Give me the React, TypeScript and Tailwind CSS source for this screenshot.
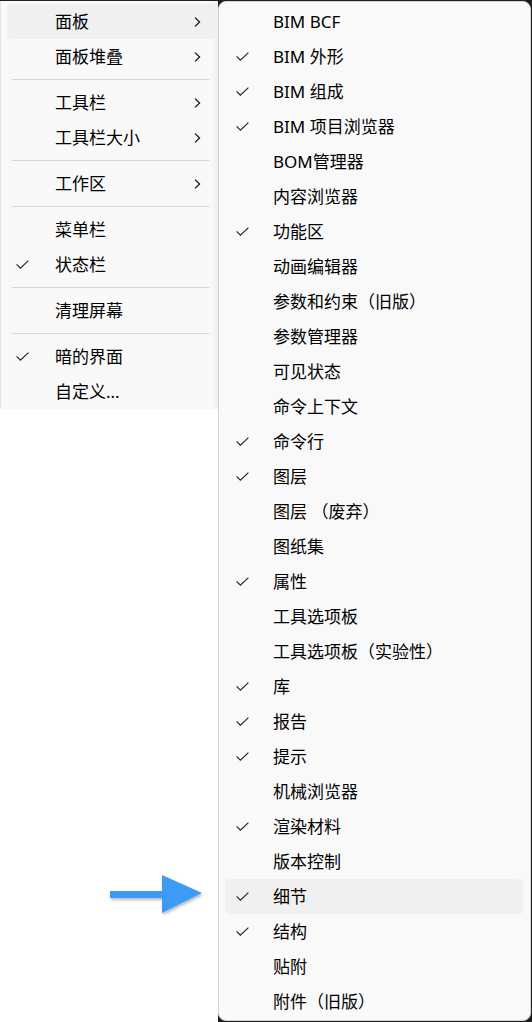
import * as React from 'react';

type Entry = { label: string; checked?: boolean; sub?: boolean; active?: boolean } | 'sep';

const mainMenu: Entry[] = [
  { label: '面板', sub: true, active: true },
  { label: '面板堆叠', sub: true },
  'sep',
  { label: '工具栏', sub: true },
  { label: '工具栏大小', sub: true },
  'sep',
  { label: '工作区', sub: true },
  'sep',
  { label: '菜单栏' },
  { label: '状态栏', checked: true },
  'sep',
  { label: '清理屏幕' },
  'sep',
  { label: '暗的界面', checked: true },
  { label: '自定义...' },
];

const panels: { label: string; checked?: boolean; active?: boolean }[] = [
  { label: 'BIM BCF' },
  { label: 'BIM 外形', checked: true },
  { label: 'BIM 组成', checked: true },
  { label: 'BIM 项目浏览器', checked: true },
  { label: 'BOM管理器' },
  { label: '内容浏览器' },
  { label: '功能区', checked: true },
  { label: '动画编辑器' },
  { label: '参数和约束（旧版）' },
  { label: '参数管理器' },
  { label: '可见状态' },
  { label: '命令上下文' },
  { label: '命令行', checked: true },
  { label: '图层', checked: true },
  { label: '图层 （废弃）' },
  { label: '图纸集' },
  { label: '属性', checked: true },
  { label: '工具选项板' },
  { label: '工具选项板（实验性）' },
  { label: '库', checked: true },
  { label: '报告', checked: true },
  { label: '提示', checked: true },
  { label: '机械浏览器' },
  { label: '渲染材料', checked: true },
  { label: '版本控制' },
  { label: '细节', checked: true, active: true },
  { label: '结构', checked: true },
  { label: '贴附' },
  { label: '附件（旧版）' },
];

function Check() {
  return (
    <svg width="13" height="9" viewBox="0 0 13 9" fill="none">
      <polyline points="0.6,4.4 4.4,8.2 12.4,0.6" stroke="#222" strokeWidth="1.15" />
    </svg>
  );
}

function Chevron() {
  return (
    <svg width="7" height="10" viewBox="0 0 7 10" fill="none">
      <polyline points="1,0.6 5.6,5 1,9.4" stroke="#111" strokeWidth="1.25" />
    </svg>
  );
}

function Row({ label, checked, sub, active, checkPad }: { label: string; checked?: boolean; sub?: boolean; active?: boolean; checkPad: string }) {
  return (
    <div className={`flex items-center h-[35px] rounded-[4px] ${active ? 'bg-[#f0f0f0]' : ''}`}>
      <div className={`w-[48px] shrink-0 flex items-center ${checkPad}`}>{checked && <Check />}</div>
      <span className="flex-1 text-[17px] text-black leading-none whitespace-nowrap">{label}</span>
      {sub && (
        <div className="w-[25px] shrink-0 flex items-center pl-[4px]">
          <Chevron />
        </div>
      )}
    </div>
  );
}

export default function App() {
  return (
    <div
      className="w-[532px] h-[1022px] bg-white overflow-hidden flex flex-col relative"
      style={{ fontFamily: '"Noto Sans", "Noto Sans CJK SC", sans-serif' }}
    >
      <div className="h-px bg-[#1f1f1f] shrink-0" />
      <div className="flex flex-1 min-h-0">
        {/* main menu */}
        <div className="w-[218px] shrink-0">
          <div className="border-l border-[#e3e3e3] pl-[6px] pr-[3px] pt-[3px] bg-gradient-to-r from-[#f9f9f9] from-[97%] to-[#efefef]">
            {mainMenu.map((e, i) =>
              e === 'sep' ? (
                <div key={i} className="h-[11px] flex items-center px-[5px]">
                  <div className="h-px w-full bg-[#d8d8d8]" />
                </div>
              ) : (
                <Row key={i} {...e} checkPad="pl-[9px]" />
              )
            )}
          </div>
        </div>

        {/* panels submenu */}
        <div className="flex-1 bg-[#1f1f1f] flex flex-col pr-px pb-px">
          <div className="flex-1 bg-[#f9f9f9] border border-[#d4d4d4] rounded-[8px] pt-[2px] pl-[6px] pr-[7px]">
            {panels.map((p, i) => (
              <Row key={i} {...p} checkPad="pl-[11px]" />
            ))}
          </div>
        </div>
      </div>

      {/* pointer arrow */}
      <svg className="absolute left-[104px] top-[868px]" width="110" height="54" viewBox="0 0 110 54">
        <defs>
          <filter id="sh" x="-20%" y="-30%" width="140%" height="160%">
            <feDropShadow dx="1" dy="2" stdDeviation="1.6" floodColor="#000" floodOpacity="0.28" />
          </filter>
        </defs>
        <g filter="url(#sh)" fill="#3d9bf6">
          <rect x="6" y="23" width="56" height="7" />
          <polygon points="58,7 98,25 58,45" />
        </g>
      </svg>
    </div>
  );
}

——

*Stated exercise*. Return all lines of the material above in which the word "React" occurs.

*Exercise solution*.
Give me the React, TypeScript and Tailwind CSS source for this screenshot.
import * as React from 'react';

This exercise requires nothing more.